Stated task: Everything in the listing except the pictures should be written out exactly.

Available data:
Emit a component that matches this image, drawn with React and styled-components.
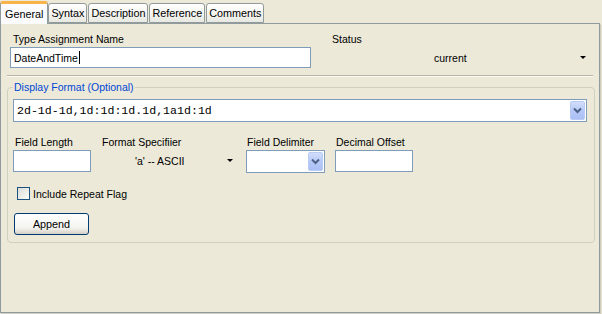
import React from "react";
import styled, { createGlobalStyle } from "styled-components";

const Global = createGlobalStyle`
  html, body {
    margin: 0;
    padding: 0;
    background: #ece9d8;
  }
  body {
    font-family: "Liberation Sans", "DejaVu Sans", sans-serif;
    font-size: 10.5px;
    color: #000;
  }
`;

const Screen = styled.div`
  width: 602px;
  height: 314px;
  background: #ece9d8;
  box-sizing: border-box;
  display: flex;
  flex-direction: column;
`;

const TabStrip = styled.div`
  display: flex;
  align-items: flex-end;
  height: 23px;
  padding-left: 0;
  position: relative;
  z-index: 1;
`;

const Tab = styled.div`
  box-sizing: border-box;
  height: ${(p) => (p.$active ? "23px" : "20px")};
  padding: 0 ${(p) => (p.$active ? "4px" : "2px")};
  margin-right: ${(p) => (p.$active ? "0" : "1px")};
  display: flex;
  align-items: center;
  border: 1px solid #919b9c;
  border-bottom: ${(p) => (p.$active ? "none" : "1px solid #919b9c")};
  border-top: ${(p) => (p.$active ? "3px solid #f8b44a" : "1px solid #919b9c")};
  border-radius: 3px 3px 0 0;
  background: ${(p) =>
    p.$active
      ? "#fcfcfe"
      : "linear-gradient(#ffffff, #f3f3ef 60%, #e8e8e2)"};
  font-size: 10.8px;
  line-height: 1;
  padding-top: ${(p) => (p.$active ? "0" : "1px")};
  margin-bottom: ${(p) => (p.$active ? "-1px" : "0")};
`;

const Panel = styled.div`
  box-sizing: border-box;
  width: 600px;
  height: 290px;
  border: 1px solid #919b9c;
  box-shadow: 1px 1px 0 #d0cdbd, 2px 2px 0 #e3e0d0;
  background: #ece9d8;
  padding: 8px 5px 0 5px;
  display: flex;
  flex-direction: column;
`;

const TopRow = styled.div`
  display: flex;
  padding: 0 4px 0 4px;
`;

const Column = styled.div`
  display: flex;
  flex-direction: column;
  width: ${(p) => p.$w || "auto"};
  margin-left: ${(p) => p.$ml || "0"};
`;

const Label = styled.div`
  height: 15px;
  line-height: 15px;
  padding-left: ${(p) => p.$pl || "3px"};
  white-space: nowrap;
`;

const TextBox = styled.div`
  box-sizing: border-box;
  width: ${(p) => p.$w};
  height: ${(p) => p.$h || "21px"};
  border: 1px solid #7f9db9;
  background: #fff;
  padding: 0 3px;
  display: flex;
  align-items: center;
`;

const Caret = styled.span`
  display: inline-block;
  width: 1px;
  height: 13px;
  background: #000;
  margin-left: 1px;
`;

const FlatCombo = styled.div`
  box-sizing: border-box;
  height: 21px;
  display: flex;
  align-items: center;
  padding-left: ${(p) => p.$pl};
  width: ${(p) => p.$w};
  position: relative;
`;

const SmallArrow = styled.span`
  position: absolute;
  right: ${(p) => p.$r || "4px"};
  top: 9px;
  width: 0;
  height: 0;
  border-left: 3px solid transparent;
  border-right: 3px solid transparent;
  border-top: 3px solid #000;
`;

const Separator = styled.div`
  margin: 7px 1px 0 1px;
  height: 1px;
  background: #aca899;
  border-bottom: 1px solid #fff;
  opacity: 0.8;
`;

const Group = styled.fieldset`
  margin: 4px 0 0 1px;
  width: 588px;
  box-sizing: border-box;
  height: 162px;
  border: 1px solid #d0d0bf;
  border-radius: 4px;
  padding: 6px 6px 0 5px;
  display: flex;
  flex-direction: column;
`;

const Legend = styled.legend`
  color: #0046d5;
  padding: 0 1px;
  margin-left: 0;
`;

const ComboBox = styled.div`
  box-sizing: border-box;
  width: ${(p) => p.$w};
  height: ${(p) => p.$h || "22px"};
  border: 1px solid #7f9db9;
  background: #fff;
  display: flex;
  align-items: stretch;
`;

const ComboText = styled.div`
  flex: 1;
  display: flex;
  align-items: center;
  padding-left: 3px;
  font-family: ${(p) =>
    p.$mono ? '"Liberation Mono", "DejaVu Sans Mono", monospace' : "inherit"};
  font-size: ${(p) => (p.$mono ? "11.6px" : "inherit")};
`;

const DropButton = styled.div`
  box-sizing: border-box;
  width: 15px;
  margin: 1px;
  border: 1px solid #b9cbf3;
  border-radius: 2px;
  background: linear-gradient(#d2ddfc, #b6c9f7 50%, #aabff5);
  display: flex;
  align-items: center;
  justify-content: center;
`;

const FieldRow = styled.div`
  display: flex;
  margin-top: 13px;
`;

const CheckRow = styled.label`
  display: flex;
  align-items: center;
  margin: 14px 0 0 4px;
  height: 13px;
`;

const CheckBox = styled.span`
  box-sizing: border-box;
  width: 13px;
  height: 13px;
  border: 1px solid #1c5180;
  background: linear-gradient(135deg, #dcdcd7, #fbfbf9);
  margin-right: 3px;
`;

const Button = styled.button`
  box-sizing: border-box;
  margin: 13px 0 0 1px;
  width: 75px;
  height: 22px;
  border: 1px solid #003c74;
  border-radius: 3px;
  background: linear-gradient(#ffffff, #f3f3ef 70%, #d6d0c5);
  font-family: inherit;
  font-size: 10.8px;
  color: #000;
  padding: 0;
`;

const Chevron = () => (
  <svg width="9" height="7" viewBox="0 0 9 7">
    <path d="M1 1.5 L4.5 5 L8 1.5" fill="none" stroke="#4d6185" strokeWidth="2" />
  </svg>
);

export default function App() {
  const tabs = ["General", "Syntax", "Description", "Reference", "Comments"];
  return (
    <>
      <Global />
      <Screen>
        <TabStrip>
          {tabs.map((t, i) => (
            <Tab key={t} $active={i === 0}>
              {t}
            </Tab>
          ))}
        </TabStrip>
        <Panel>
          <TopRow>
            <Column $w="301px">
              <Label>Type Assignment Name</Label>
              <TextBox $w="301px">
                DateAndTime
                <Caret />
              </TextBox>
            </Column>
            <Column $w="261px" $ml="19px">
              <Label $pl="2px">Status</Label>
              <FlatCombo $w="261px" $pl="104px">
                current
                <SmallArrow $r="5px" />
              </FlatCombo>
            </Column>
          </TopRow>
          <Separator />
          <Group>
            <Legend>Display Format (Optional)</Legend>
            <ComboBox $w="574px" $h="23px">
              <ComboText $mono>2d-1d-1d,1d:1d:1d.1d,1a1d:1d</ComboText>
              <DropButton>
                <Chevron />
              </DropButton>
            </ComboBox>
            <FieldRow>
              <Column $w="78px">
                <Label $pl="2px">Field Length</Label>
                <TextBox $w="78px" $h="22px" />
              </Column>
              <Column $w="134px" $ml="11px">
                <Label $pl="0">Format Specifiier</Label>
                <FlatCombo $w="134px" $pl="33px">
                  'a' -- ASCII
                  <SmallArrow $r="3px" />
                </FlatCombo>
              </Column>
              <Column $w="79px" $ml="10px">
                <Label $pl="1px">Field Delimiter</Label>
                <ComboBox $w="79px" $h="23px">
                  <ComboText />
                  <DropButton>
                    <Chevron />
                  </DropButton>
                </ComboBox>
              </Column>
              <Column $w="78px" $ml="10px">
                <Label $pl="1px">Decimal Offset</Label>
                <TextBox $w="78px" $h="22px" />
              </Column>
            </FieldRow>
            <CheckRow>
              <CheckBox />
              Include Repeat Flag
            </CheckRow>
            <div>
              <Button>Append</Button>
            </div>
          </Group>
        </Panel>
      </Screen>
    </>
  );
}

Solution to this problem:
Emit a component that matches this image, drawn with React and styled-components.
import React from "react";
import styled, { createGlobalStyle } from "styled-components";

const Global = createGlobalStyle`
  html, body {
    margin: 0;
    padding: 0;
    background: #ece9d8;
  }
  body {
    font-family: "Liberation Sans", "DejaVu Sans", sans-serif;
    font-size: 10.5px;
    color: #000;
  }
`;

const Screen = styled.div`
  width: 602px;
  height: 314px;
  background: #ece9d8;
  box-sizing: border-box;
  display: flex;
  flex-direction: column;
`;

const TabStrip = styled.div`
  display: flex;
  align-items: flex-end;
  height: 23px;
  padding-left: 0;
  position: relative;
  z-index: 1;
`;

const Tab = styled.div`
  box-sizing: border-box;
  height: ${(p) => (p.$active ? "23px" : "20px")};
  padding: 0 ${(p) => (p.$active ? "4px" : "2px")};
  margin-right: ${(p) => (p.$active ? "0" : "1px")};
  display: flex;
  align-items: center;
  border: 1px solid #919b9c;
  border-bottom: ${(p) => (p.$active ? "none" : "1px solid #919b9c")};
  border-top: ${(p) => (p.$active ? "3px solid #f8b44a" : "1px solid #919b9c")};
  border-radius: 3px 3px 0 0;
  background: ${(p) =>
    p.$active
      ? "#fcfcfe"
      : "linear-gradient(#ffffff, #f3f3ef 60%, #e8e8e2)"};
  font-size: 10.8px;
  line-height: 1;
  padding-top: ${(p) => (p.$active ? "0" : "1px")};
  margin-bottom: ${(p) => (p.$active ? "-1px" : "0")};
`;

const Panel = styled.div`
  box-sizing: border-box;
  width: 600px;
  height: 290px;
  border: 1px solid #919b9c;
  box-shadow: 1px 1px 0 #d0cdbd, 2px 2px 0 #e3e0d0;
  background: #ece9d8;
  padding: 8px 5px 0 5px;
  display: flex;
  flex-direction: column;
`;

const TopRow = styled.div`
  display: flex;
  padding: 0 4px 0 4px;
`;

const Column = styled.div`
  display: flex;
  flex-direction: column;
  width: ${(p) => p.$w || "auto"};
  margin-left: ${(p) => p.$ml || "0"};
`;

const Label = styled.div`
  height: 15px;
  line-height: 15px;
  padding-left: ${(p) => p.$pl || "3px"};
  white-space: nowrap;
`;

const TextBox = styled.div`
  box-sizing: border-box;
  width: ${(p) => p.$w};
  height: ${(p) => p.$h || "21px"};
  border: 1px solid #7f9db9;
  background: #fff;
  padding: 0 3px;
  display: flex;
  align-items: center;
`;

const Caret = styled.span`
  display: inline-block;
  width: 1px;
  height: 13px;
  background: #000;
  margin-left: 1px;
`;

const FlatCombo = styled.div`
  box-sizing: border-box;
  height: 21px;
  display: flex;
  align-items: center;
  padding-left: ${(p) => p.$pl};
  width: ${(p) => p.$w};
  position: relative;
`;

const SmallArrow = styled.span`
  position: absolute;
  right: ${(p) => p.$r || "4px"};
  top: 9px;
  width: 0;
  height: 0;
  border-left: 3px solid transparent;
  border-right: 3px solid transparent;
  border-top: 3px solid #000;
`;

const Separator = styled.div`
  margin: 7px 1px 0 1px;
  height: 1px;
  background: #aca899;
  border-bottom: 1px solid #fff;
  opacity: 0.8;
`;

const Group = styled.fieldset`
  margin: 4px 0 0 1px;
  width: 588px;
  box-sizing: border-box;
  height: 162px;
  border: 1px solid #d0d0bf;
  border-radius: 4px;
  padding: 6px 6px 0 5px;
  display: flex;
  flex-direction: column;
`;

const Legend = styled.legend`
  color: #0046d5;
  padding: 0 1px;
  margin-left: 0;
`;

const ComboBox = styled.div`
  box-sizing: border-box;
  width: ${(p) => p.$w};
  height: ${(p) => p.$h || "22px"};
  border: 1px solid #7f9db9;
  background: #fff;
  display: flex;
  align-items: stretch;
`;

const ComboText = styled.div`
  flex: 1;
  display: flex;
  align-items: center;
  padding-left: 3px;
  font-family: ${(p) =>
    p.$mono ? '"Liberation Mono", "DejaVu Sans Mono", monospace' : "inherit"};
  font-size: ${(p) => (p.$mono ? "11.6px" : "inherit")};
`;

const DropButton = styled.div`
  box-sizing: border-box;
  width: 15px;
  margin: 1px;
  border: 1px solid #b9cbf3;
  border-radius: 2px;
  background: linear-gradient(#d2ddfc, #b6c9f7 50%, #aabff5);
  display: flex;
  align-items: center;
  justify-content: center;
`;

const FieldRow = styled.div`
  display: flex;
  margin-top: 13px;
`;

const CheckRow = styled.label`
  display: flex;
  align-items: center;
  margin: 14px 0 0 4px;
  height: 13px;
`;

const CheckBox = styled.span`
  box-sizing: border-box;
  width: 13px;
  height: 13px;
  border: 1px solid #1c5180;
  background: linear-gradient(135deg, #dcdcd7, #fbfbf9);
  margin-right: 3px;
`;

const Button = styled.button`
  box-sizing: border-box;
  margin: 13px 0 0 1px;
  width: 75px;
  height: 22px;
  border: 1px solid #003c74;
  border-radius: 3px;
  background: linear-gradient(#ffffff, #f3f3ef 70%, #d6d0c5);
  font-family: inherit;
  font-size: 10.8px;
  color: #000;
  padding: 0;
`;

const Chevron = () => (
  <svg width="9" height="7" viewBox="0 0 9 7">
    <path d="M1 1.5 L4.5 5 L8 1.5" fill="none" stroke="#4d6185" strokeWidth="2" />
  </svg>
);

export default function App() {
  const tabs = ["General", "Syntax", "Description", "Reference", "Comments"];
  return (
    <>
      <Global />
      <Screen>
        <TabStrip>
          {tabs.map((t, i) => (
            <Tab key={t} $active={i === 0}>
              {t}
            </Tab>
          ))}
        </TabStrip>
        <Panel>
          <TopRow>
            <Column $w="301px">
              <Label>Type Assignment Name</Label>
              <TextBox $w="301px">
                DateAndTime
                <Caret />
              </TextBox>
            </Column>
            <Column $w="261px" $ml="19px">
              <Label $pl="2px">Status</Label>
              <FlatCombo $w="261px" $pl="104px">
                current
                <SmallArrow $r="5px" />
              </FlatCombo>
            </Column>
          </TopRow>
          <Separator />
          <Group>
            <Legend>Display Format (Optional)</Legend>
            <ComboBox $w="574px" $h="23px">
              <ComboText $mono>2d-1d-1d,1d:1d:1d.1d,1a1d:1d</ComboText>
              <DropButton>
                <Chevron />
              </DropButton>
            </ComboBox>
            <FieldRow>
              <Column $w="78px">
                <Label $pl="2px">Field Length</Label>
                <TextBox $w="78px" $h="22px" />
              </Column>
              <Column $w="134px" $ml="11px">
                <Label $pl="0">Format Specifiier</Label>
                <FlatCombo $w="134px" $pl="33px">
                  'a' -- ASCII
                  <SmallArrow $r="3px" />
                </FlatCombo>
              </Column>
              <Column $w="79px" $ml="10px">
                <Label $pl="1px">Field Delimiter</Label>
                <ComboBox $w="79px" $h="23px">
                  <ComboText />
                  <DropButton>
                    <Chevron />
                  </DropButton>
                </ComboBox>
              </Column>
              <Column $w="78px" $ml="10px">
                <Label $pl="1px">Decimal Offset</Label>
                <TextBox $w="78px" $h="22px" />
              </Column>
            </FieldRow>
            <CheckRow>
              <CheckBox />
              Include Repeat Flag
            </CheckRow>
            <div>
              <Button>Append</Button>
            </div>
          </Group>
        </Panel>
      </Screen>
    </>
  );
}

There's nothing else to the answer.